All the V&A’s catalogue data – the exact dataset we had in the MySQL dump – is also available through their excellent public API. The API returns nicely structured JSON, too, making an object’s relationships to attributes like what it’s made of really clear. A lot of this information wasn’t readily available in the MySQL database. The materials relations, for instance, had been reduced to a single comma-separated field – rather than the one-to-many relationship to another table that would have perhaps made more sense.

I could have queried the API to get the shape of the relationships – and if we were building a product focused around looking up a limited number of objects at a time, the API would have been a great way to build on it. But to begin with, we were interested in the shape of the entire catalogue, the birds’ eye view. The bottleneck in using the API for this would be the 1.1 million HTTP requests – one for each item; we’d be limited by the speed of our network connection, and perhaps even get throttled by the API endpoint. Having a list of the items already, in a single place – even if it was a little less rich – was going to be the easiest way to explore the whole dataset.

The MySQL database would be fine to start sketching with, even if it wasn’t as rich as the structured JSON. It was also a little slow due to the size of some of the fields – because the materials and other facets were serialized into single fields, they were often quite large field types such as LONGTEXT, which were slow to query against. Fine for sketching, but it’s not necessarily very good for production in the long-term – and were I to work further on this dataset, I think I’d buckle and either use the API data, or request a richer dump from the original source.

I ended up doing just enough denormalizing to speed up some of the facets, but that was about it in terms of performance optimisation. It hadn’t seemed worthwhile to optimize the database at that point until I knew the sort of questions we want answered.

That last sentence, really, is a better answer to the question of why it is slow.

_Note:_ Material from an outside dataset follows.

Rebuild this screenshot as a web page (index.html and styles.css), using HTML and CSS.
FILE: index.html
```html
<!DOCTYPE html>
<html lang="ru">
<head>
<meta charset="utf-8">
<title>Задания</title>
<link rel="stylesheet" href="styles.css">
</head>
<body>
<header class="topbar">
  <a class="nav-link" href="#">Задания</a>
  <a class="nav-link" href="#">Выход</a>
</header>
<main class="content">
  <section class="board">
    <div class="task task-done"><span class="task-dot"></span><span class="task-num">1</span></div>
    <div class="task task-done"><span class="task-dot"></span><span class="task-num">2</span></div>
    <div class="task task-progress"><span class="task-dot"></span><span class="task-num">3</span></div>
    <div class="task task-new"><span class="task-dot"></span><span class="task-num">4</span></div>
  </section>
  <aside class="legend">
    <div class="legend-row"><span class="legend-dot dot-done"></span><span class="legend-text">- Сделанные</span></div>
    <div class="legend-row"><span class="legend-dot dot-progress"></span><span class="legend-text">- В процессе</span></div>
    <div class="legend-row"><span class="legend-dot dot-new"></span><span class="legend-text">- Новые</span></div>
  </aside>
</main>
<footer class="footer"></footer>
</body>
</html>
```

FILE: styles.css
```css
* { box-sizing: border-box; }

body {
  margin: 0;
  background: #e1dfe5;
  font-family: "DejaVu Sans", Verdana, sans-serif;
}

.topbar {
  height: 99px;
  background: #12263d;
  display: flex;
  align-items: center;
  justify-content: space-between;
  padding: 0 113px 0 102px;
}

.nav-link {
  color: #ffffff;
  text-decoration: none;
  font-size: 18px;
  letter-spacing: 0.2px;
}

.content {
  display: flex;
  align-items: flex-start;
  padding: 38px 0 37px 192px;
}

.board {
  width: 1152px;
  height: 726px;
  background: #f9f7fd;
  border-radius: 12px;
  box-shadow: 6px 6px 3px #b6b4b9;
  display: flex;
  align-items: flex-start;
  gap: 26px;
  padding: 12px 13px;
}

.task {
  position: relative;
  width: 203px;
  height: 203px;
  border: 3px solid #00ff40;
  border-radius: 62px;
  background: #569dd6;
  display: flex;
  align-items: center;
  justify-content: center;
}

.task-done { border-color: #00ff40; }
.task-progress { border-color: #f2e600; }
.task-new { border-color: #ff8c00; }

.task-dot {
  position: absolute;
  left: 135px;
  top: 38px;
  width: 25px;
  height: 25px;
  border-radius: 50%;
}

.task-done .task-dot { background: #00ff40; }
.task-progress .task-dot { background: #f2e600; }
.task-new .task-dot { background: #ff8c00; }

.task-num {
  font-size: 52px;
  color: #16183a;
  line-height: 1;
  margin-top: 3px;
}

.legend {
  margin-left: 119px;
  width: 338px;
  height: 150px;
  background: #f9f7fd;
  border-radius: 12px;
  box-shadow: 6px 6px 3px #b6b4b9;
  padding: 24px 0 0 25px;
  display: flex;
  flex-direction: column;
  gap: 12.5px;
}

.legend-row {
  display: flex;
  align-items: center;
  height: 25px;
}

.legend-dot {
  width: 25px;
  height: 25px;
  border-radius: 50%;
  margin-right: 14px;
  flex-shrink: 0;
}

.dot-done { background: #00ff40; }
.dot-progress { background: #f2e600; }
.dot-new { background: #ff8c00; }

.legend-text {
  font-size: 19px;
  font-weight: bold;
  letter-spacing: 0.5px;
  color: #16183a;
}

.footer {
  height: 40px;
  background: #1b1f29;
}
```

Yes, technically, it’s because the database schema isn’t quite right yet, or because there’s a better storage platform for that shape of data.

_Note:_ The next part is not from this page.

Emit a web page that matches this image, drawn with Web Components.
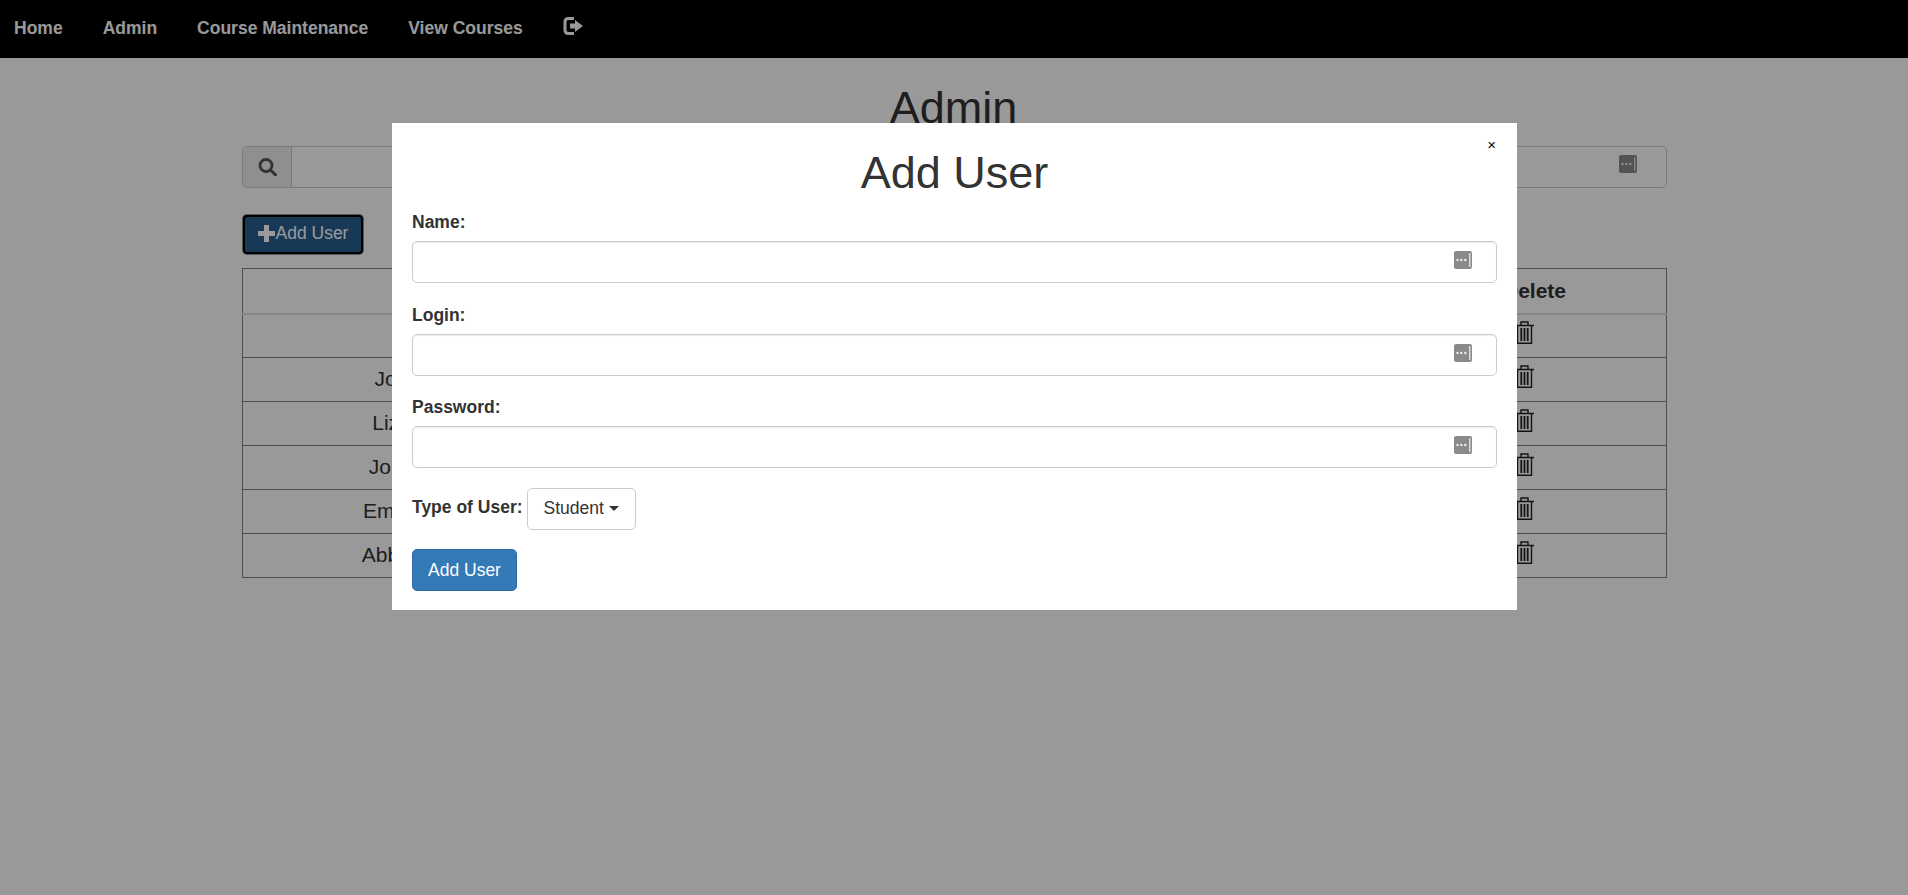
<!DOCTYPE html>
<html>
<head>
<meta charset="utf-8">
<title>Admin</title>
<style>
  html, body { margin: 0; padding: 0; height: 100%; }
  body {
    font-family: "Liberation Sans", Arial, sans-serif;
    font-size: 17.5px;
    line-height: 1.42857;
    color: #333;
    background: #fff;
  }
</style>
</head>
<body>

<app-navbar>
  <nav-link>Home</nav-link>
  <nav-link>Admin</nav-link>
  <nav-link>Course Maintenance</nav-link>
  <nav-link>View Courses</nav-link>
  <nav-link><svg style="margin-bottom:4px" width="20" height="18" viewBox="0 0 20 18"><path fill="currentColor" d="M11 0H5C2.500 0 .5 2 .5 4.500v9C.5 16 2.500 18 5 18h6v-3H5.500C4.300 15 3.500 14.200 3.500 13V5c0-1.200.8-2 2-2H11zM7 6.500h5V3l8 6-8 6v-3.500H7z"/></svg></nav-link>
</app-navbar>

<admin-page>
  <page-title>Admin</page-title>
  <search-bar></search-bar>
  <add-button>Add User</add-button>
  <user-table></user-table>
</admin-page>

<modal-dialog>
  <page-title>Add User</page-title>
  <form-field label="Name:"></form-field>
  <form-field label="Login:"></form-field>
  <form-field label="Password:"></form-field>
  <type-select label="Type of User:" value="Student"></type-select>
  <primary-button>Add User</primary-button>
</modal-dialog>

<script>
const KEY_ICON = `<svg class="key" width="18" height="18" viewBox="0 0 18 18">
  <rect width="18" height="18" rx="2" fill="#8a8a8a"/>
  <g fill="#eee"><circle cx="3.500" cy="9" r="1.200"/><circle cx="7.300" cy="9" r="1.200"/><circle cx="11.300" cy="9" r="1.200"/><rect x="15.200" y="2" width="1.200" height="14"/></g>
</svg>`;

class AppNavbar extends HTMLElement {
  constructor() {
    super();
    this.attachShadow({mode: "open"}).innerHTML = `<style>
      :host {
        display: flex;
        height: 58px;
        box-sizing: border-box;
        padding-left: 14px;
        background: #000;
        color: #fff;
        font-weight: bold;
        gap: 40px;
      }
    </style><slot></slot>`;
  }
}

class NavLink extends HTMLElement {
  constructor() {
    super();
    this.attachShadow({mode: "open"}).innerHTML = `<style>
      :host { display: flex; align-items: center; height: 56px; }
    </style><slot></slot>`;
  }
}

class AdminPage extends HTMLElement {
  constructor() {
    super();
    this.attachShadow({mode: "open"}).innerHTML = `<style>
      :host {
        display: block;
        width: 1425px;
        margin-left: 242px;
        padding-top: 25px;
      }
      ::slotted(page-title) { padding-right: 2px; }
    </style><slot></slot>`;
  }
}

class PageTitle extends HTMLElement {
  constructor() {
    super();
    this.attachShadow({mode: "open"}).innerHTML = `<style>
      :host {
        display: block;
        font-size: 45px;
        line-height: 49.5px;
        margin-bottom: 12.5px;
        text-align: center;
      }
    </style><slot></slot>`;
  }
}

class SearchBar extends HTMLElement {
  constructor() {
    super();
    this.attachShadow({mode: "open"}).innerHTML = `<style>
      :host {
        display: flex;
        height: 42.5px;
        margin-top: 13px;
        box-sizing: border-box;
        border: 1px solid #ccc;
        border-radius: 5px;
      }
      .addon {
        width: 48px;
        display: flex;
        align-items: center;
        justify-content: center;
        background: #eee;
        border-right: 1px solid #ccc;
        border-radius: 4px 0 0 4px;
        color: #555;
      }
      .field {
        flex: 1;
        display: flex;
        align-items: center;
        justify-content: flex-end;
        padding-right: 29px;
      }
      .key { margin-bottom: 5px; }
    </style>
    <div class="addon"><svg width="19" height="18" viewBox="0 0 19 18"><circle cx="8" cy="7.500" r="6" fill="none" stroke="currentColor" stroke-width="2.800"/><path d="M12.500 12l5 4.800" stroke="currentColor" stroke-width="3" stroke-linecap="round"/></svg></div>
    <div class="field">${KEY_ICON}</div>`;
  }
}

class AddButton extends HTMLElement {
  constructor() {
    super();
    this.attachShadow({mode: "open"}).innerHTML = `<style>
      :host {
        display: flex;
        align-items: center;
        width: 120px;
        height: 39px;
        margin: 26.500px 0 0 1px;
        box-sizing: border-box;
        padding: 0 0 2px 13px;
        background: #286090;
        color: #fff;
        border: 2px solid #000;
        border-radius: 4px;
        box-shadow: 0 0 0 1px #8a8f94;
      }
      svg { flex: none; margin-right: .5px; }
    </style>
    <svg width="17" height="17" viewBox="0 0 17 17"><path fill="currentColor" d="M6 0h5v6h6v5h-6v6H6v-6H0V6h6z"/></svg><slot></slot>`;
  }
}

class UserTable extends HTMLElement {
  constructor() {
    super();
    const names = ["", "Joe", "Liza", "John", "Emilie", "Abbey"];
    const trash = `<svg class="trash" width="19" height="23" viewBox="0 0 19 23">
      <path fill="none" stroke="currentColor" stroke-width="1.400" d="M0 4.500h19M6 4.500V1h7v3.500M2.500 4.500v17.700h14V4.500"/>
      <path fill="none" stroke="currentColor" stroke-width="1.800" d="M6.300 7v13M9.500 7v13M12.700 7v13"/>
    </svg>`;
    this.attachShadow({mode: "open"}).innerHTML = `<style>
      :host { display: block; margin-top: 14.500px; }
      table {
        width: 100%;
        border-collapse: collapse;
        table-layout: fixed;
        font-size: 21px;
      }
      th, td {
        height: 44px;
        padding: 0 0 2px;
        border: 1px solid #808080;
        text-align: center;
        box-sizing: border-box;
      }
      th { height: 45px; border-bottom: 2px solid #ddd; padding: 0 0 0 4px; }
      .first { width: 298px; }
      .last { width: 268px; }
      .trash { display: block; margin: -5px 0 0 116px; color: #222; }
    </style>
    <table>
      <tr><th class="first"></th><th></th><th class="last">Delete</th></tr>
      ${names.map(n => `<tr><td>${n}</td><td></td><td>${trash}</td></tr>`).join("")}
    </table>`;
  }
}

class ModalDialog extends HTMLElement {
  constructor() {
    super();
    this.attachShadow({mode: "open"}).innerHTML = `<style>
      :host {
        position: fixed;
        inset: 0;
        display: block;
        background: rgba(0, 0, 0, .4);
      }
      .content {
        position: relative;
        width: 1125px;
        box-sizing: border-box;
        margin: 123px 0 0 392px;
        padding: 25px 20px 19px;
        background: #fff;
      }
      .close {
        position: absolute;
        top: 11px;
        right: 21px;
        font-size: 15px;
        line-height: 22px;
        color: #000;
      }
    </style>
    <div class="content"><div class="close">×</div><slot></slot></div>`;
  }
}

class FormField extends HTMLElement {
  constructor() {
    super();
    this.attachShadow({mode: "open"}).innerHTML = `<style>
      :host { display: block; margin-bottom: 19.250px; }
      label { display: block; font-weight: bold; height: 25px; margin-bottom: 6.250px; }
      .input {
        height: 42px;
        box-sizing: border-box;
        border: 1px solid #ccc;
        border-radius: 5px;
        box-shadow: inset 0 1px 1px rgba(0,0,0,.075);
        display: flex;
        align-items: center;
        justify-content: flex-end;
        padding-right: 24px;
      }
      .key { margin-bottom: 4px; }
    </style>
    <label>${this.getAttribute("label")}</label>
    <div class="input">${KEY_ICON}</div>`;
  }
}

class TypeSelect extends HTMLElement {
  constructor() {
    super();
    this.attachShadow({mode: "open"}).innerHTML = `<style>
      :host { display: flex; align-items: center; gap: 4px; }
      label { font-weight: bold; margin-bottom: 3px; }
      .toggle {
        display: flex;
        align-items: center;
        height: 42.500px;
        box-sizing: border-box;
        padding: 0 16px;
        border: 1px solid #ccc;
        border-radius: 5px;
        background: #fff;
      }
      .caret {
        width: 0;
        height: 0;
        margin-left: 5px;
        border-top: 5px solid #333;
        border-left: 5px solid transparent;
        border-right: 5px solid transparent;
      }
    </style>
    <label>${this.getAttribute("label")}</label>
    <div class="toggle">${this.getAttribute("value")}<span class="caret"></span></div>`;
  }
}

class PrimaryButton extends HTMLElement {
  constructor() {
    super();
    this.attachShadow({mode: "open"}).innerHTML = `<style>
      :host {
        display: flex;
        width: fit-content;
        align-items: center;
        height: 42.500px;
        margin-top: 18.750px;
        box-sizing: border-box;
        padding: 0 15px;
        background: #337ab7;
        color: #fff;
        border: 1px solid #2e6da4;
        border-radius: 5px;
      }
    </style><slot></slot>`;
  }
}

customElements.define("app-navbar", AppNavbar);
customElements.define("nav-link", NavLink);
customElements.define("admin-page", AdminPage);
customElements.define("page-title", PageTitle);
customElements.define("search-bar", SearchBar);
customElements.define("add-button", AddButton);
customElements.define("user-table", UserTable);
customElements.define("modal-dialog", ModalDialog);
customElements.define("form-field", FormField);
customElements.define("type-select", TypeSelect);
customElements.define("primary-button", PrimaryButton);
</script>
</body>
</html>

But really, the Spelunker’s mainly slow because it began as a tool to think with, a tool to generate questions. Speed wasn’t our focus on day one of this tiny project. I focused on getting to something that’d lead to more interesting questions rather than something that was quick. We had to speed it up both for our own sanity, and so that it wouldn’t croak when we showed anybody else – both of which are good reasons to optimise.

The point the Spelunker is right now turns out to be where those two things were in fine balance. We’ve got a great tool for thinking and exploring the catalogue, and it’s thrown up exactly the sort of questions we hoped it would. We’ve also begun to hit the limits of what the sketch can do without a bit more ground work: a bit more of the engineering mindset, moving to code that resembles ink rather than pencil.

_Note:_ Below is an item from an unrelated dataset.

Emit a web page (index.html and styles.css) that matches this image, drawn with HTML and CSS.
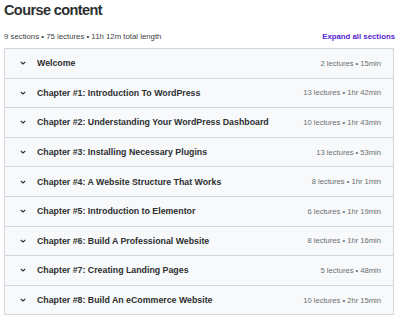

“Spelunker” suggest a caving metaphor: exploring naturally occurring holes. Perhaps mining is a better metaphor, and the balance that needs to be struck digging your own hole in the ground. The exploration, the digging, is exciting, and for a while, you can get away without supporting the hole. And then, not too early, and ideally not too late, you need to swap into another other mode: propping up the hole you’ve dug. Doing the engineering necessary to make the hole robust – and to enable future exploration. It’s a challenge to do both, but by the end, I think we struck a reasonable balance in the process of making the V&A Spelunker.

If you’re an institution thinking about making your catalogue available publicly:

  • API access and data dumps are both useful to developers depending on the type of work they’re doing. Data dumps are great for getting a big picture. They can vastly reduce traffic against your API. But a rich API is useful for integrating into existing platforms, especially if they make relatively few queries per page against your API (and if you have a suitable caching strategy in place). For instance, an API is the ideal interface great for supplying data about a few objects to a single page somewhere else on the internet (such as a newspaper article, or an encyclopedia page).
  • If you are going to supply flat dumps, do make sure those files are as rich as the API. Try not to flatten structure or relationships that’s contained in the catalogue. That’s not just to help developers write performant software faster; it’s also to help them come to an understanding of the catalogue’s shape.
  • Also, do use the formats of your flat dump files appropriately. Make sure JSON objects are of the right type, rather than just lots of string; use XML attributes as well as element text. If you’re going to supply raw data dumps from, say, an SQL database, make sure that table relations are preserved and suitable indexes already supplied – this might not be what your cataloguing tool automatically generates!
  • Make sure to use as many non-proprietary formats as possible. A particular database’s form of SQL is nice for developers who use that software, but most developers will be at least as happy slurping JSON/CSV/XML into their own data store of choice. You might not be saving them time by supplying a more complex format, and you’ll reach a wider potential audience with more generic formats.
  • Don’t assume that CSV is irrelevant. Although it’s not as rich or immediately useful as structured data, it’s easily manipulable by non-technical members of a team in tools such as Excel or OpenRefine. It’s also a really good first port of call for just seeing what’s supplied. If you are going to supply CSV, splitting your catalogue into many smaller files is much preferable to a single, hundreds-of-megabytes file.
  • “Explorer” type interfaces are also a helpful way for a developer to learn more about the dataset before downloading it and spinning up their own code. The V&A Query Builder, for instance, already gives a developer a feel for the shape of the data, what building queries looks like, and clicking through to the full data for a single object.
  • Documentation is always welcome, however good your data and API! In particular, explaining domain-specific terms – be they specific to your own institution, or to your cataloguing platform – is incredibly helpful; not all developers have expert knowledge of the cultural sector.
  • Have a way for developers to contact somebody who knows about the public catalogue data. This isn’t just for troubleshooting; it’s also so they can show you what they’re up to. Making your catalogue available should be a net benefit to you, and making sure you have ways to capitalize on that is important!